**Stated problem:** Your copy of the material below should match it exactly, except that it holds no pictures.

**** Information shown

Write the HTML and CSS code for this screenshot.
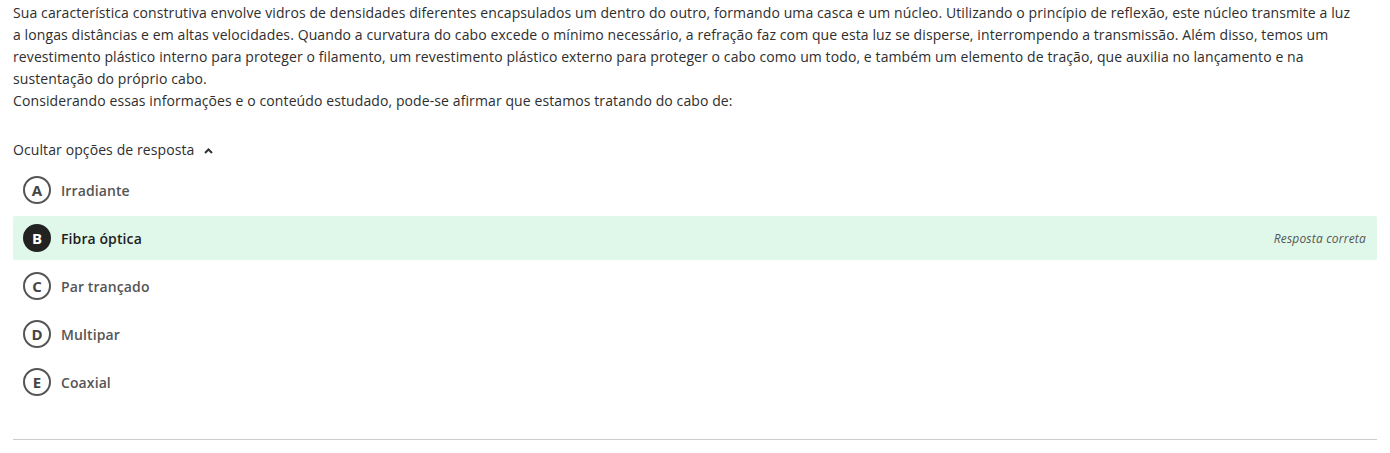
FILE: index.html
```html
<!DOCTYPE html>
<html lang="pt-BR">
<head>
<meta charset="utf-8">
<title>Questão</title>
<link rel="stylesheet" href="styles.css">
</head>
<body>
<div class="question">
  <div class="statement">
    <p>Sua característica construtiva envolve vidros de densidades diferentes encapsulados um dentro do outro, formando uma casca e um núcleo. Utilizando o princípio de reflexão, este núcleo transmite a luz a longas distâncias e em altas velocidades. Quando a curvatura do cabo excede o mínimo necessário, a refração faz com que esta luz se disperse, interrompendo a transmissão. Além disso, temos um revestimento plástico interno para proteger o filamento, um revestimento plástico externo para proteger o cabo como um todo, e também um elemento de tração, que auxilia no lançamento e na sustentação do próprio cabo.</p>
    <p>Considerando essas informações e o conteúdo estudado, pode-se afirmar que estamos tratando do cabo de:</p>
  </div>
  <div class="toggle">Ocultar opções de resposta
    <svg class="chev" width="9" height="6" viewBox="0 0 9 6"><polyline points="1,5 4.5,1.5 8,5" fill="none" stroke="#333" stroke-width="2"/></svg>
  </div>
  <ul class="options">
    <li class="option"><span class="letter">A</span><span class="label">Irradiante</span></li>
    <li class="option correct"><span class="letter">B</span><span class="label">Fibra óptica</span><span class="tag">Resposta correta</span></li>
    <li class="option"><span class="letter">C</span><span class="label">Par trançado</span></li>
    <li class="option"><span class="letter">D</span><span class="label">Multipar</span></li>
    <li class="option"><span class="letter">E</span><span class="label">Coaxial</span></li>
  </ul>
  <hr class="divider">
</div>
</body>
</html>
```

FILE: styles.css
```css
html, body {
  margin: 0;
  padding: 0;
  background: #fff;
}
body {
  font-family: "Open Sans", "Liberation Sans", sans-serif;
  font-size: 14px;
  color: #2e2e2e;
  letter-spacing: 0.1px;
}
.question {
  padding: 2px 13px 0;
}
.statement {
  padding-right: 22px;
}
.statement p {
  margin: 0;
  line-height: 22px;
}
.toggle {
  margin-top: 27px;
  line-height: 22px;
  display: flex;
  align-items: center;
  gap: 10px;
  color: #2e2e2e;
}
.chev {
  margin-top: 1px;
}
.options {
  list-style: none;
  margin: 7px 0 0;
  padding: 0;
  display: flex;
  flex-direction: column;
  gap: 4px;
}
.option {
  height: 44px;
  display: flex;
  align-items: center;
  padding: 0 11px 0 10px;
  border-radius: 2px;
}
.letter {
  width: 24px;
  height: 24px;
  border: 2px solid #555;
  border-radius: 50%;
  display: flex;
  align-items: center;
  justify-content: center;
  font-weight: 700;
  font-size: 15px;
  color: #444;
  flex: none;
  letter-spacing: 0;
}
.label {
  margin-left: 10px;
  font-weight: 600;
  color: #555;
}
.correct {
  background: #e0f8e9;
}
.correct .letter {
  background: #222;
  border-color: #222;
  color: #fff;
}
.correct .label {
  color: #1e1e1e;
}
.tag {
  margin-left: auto;
  font-style: italic;
  font-size: 12px;
  color: #555;
  letter-spacing: 0.2px;
}
.divider {
  margin: 35px 0 0;
  border: 0;
  border-top: 1px solid #ccc;
}
```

********

**Complete output:**
Write the HTML and CSS code for this screenshot.
FILE: index.html
```html
<!DOCTYPE html>
<html lang="pt-BR">
<head>
<meta charset="utf-8">
<title>Questão</title>
<link rel="stylesheet" href="styles.css">
</head>
<body>
<div class="question">
  <div class="statement">
    <p>Sua característica construtiva envolve vidros de densidades diferentes encapsulados um dentro do outro, formando uma casca e um núcleo. Utilizando o princípio de reflexão, este núcleo transmite a luz a longas distâncias e em altas velocidades. Quando a curvatura do cabo excede o mínimo necessário, a refração faz com que esta luz se disperse, interrompendo a transmissão. Além disso, temos um revestimento plástico interno para proteger o filamento, um revestimento plástico externo para proteger o cabo como um todo, e também um elemento de tração, que auxilia no lançamento e na sustentação do próprio cabo.</p>
    <p>Considerando essas informações e o conteúdo estudado, pode-se afirmar que estamos tratando do cabo de:</p>
  </div>
  <div class="toggle">Ocultar opções de resposta
    <svg class="chev" width="9" height="6" viewBox="0 0 9 6"><polyline points="1,5 4.5,1.5 8,5" fill="none" stroke="#333" stroke-width="2"/></svg>
  </div>
  <ul class="options">
    <li class="option"><span class="letter">A</span><span class="label">Irradiante</span></li>
    <li class="option correct"><span class="letter">B</span><span class="label">Fibra óptica</span><span class="tag">Resposta correta</span></li>
    <li class="option"><span class="letter">C</span><span class="label">Par trançado</span></li>
    <li class="option"><span class="letter">D</span><span class="label">Multipar</span></li>
    <li class="option"><span class="letter">E</span><span class="label">Coaxial</span></li>
  </ul>
  <hr class="divider">
</div>
</body>
</html>
```

FILE: styles.css
```css
html, body {
  margin: 0;
  padding: 0;
  background: #fff;
}
body {
  font-family: "Open Sans", "Liberation Sans", sans-serif;
  font-size: 14px;
  color: #2e2e2e;
  letter-spacing: 0.1px;
}
.question {
  padding: 2px 13px 0;
}
.statement {
  padding-right: 22px;
}
.statement p {
  margin: 0;
  line-height: 22px;
}
.toggle {
  margin-top: 27px;
  line-height: 22px;
  display: flex;
  align-items: center;
  gap: 10px;
  color: #2e2e2e;
}
.chev {
  margin-top: 1px;
}
.options {
  list-style: none;
  margin: 7px 0 0;
  padding: 0;
  display: flex;
  flex-direction: column;
  gap: 4px;
}
.option {
  height: 44px;
  display: flex;
  align-items: center;
  padding: 0 11px 0 10px;
  border-radius: 2px;
}
.letter {
  width: 24px;
  height: 24px;
  border: 2px solid #555;
  border-radius: 50%;
  display: flex;
  align-items: center;
  justify-content: center;
  font-weight: 700;
  font-size: 15px;
  color: #444;
  flex: none;
  letter-spacing: 0;
}
.label {
  margin-left: 10px;
  font-weight: 600;
  color: #555;
}
.correct {
  background: #e0f8e9;
}
.correct .letter {
  background: #222;
  border-color: #222;
  color: #fff;
}
.correct .label {
  color: #1e1e1e;
}
.tag {
  margin-left: auto;
  font-style: italic;
  font-size: 12px;
  color: #555;
  letter-spacing: 0.2px;
}
.divider {
  margin: 35px 0 0;
  border: 0;
  border-top: 1px solid #ccc;
}
```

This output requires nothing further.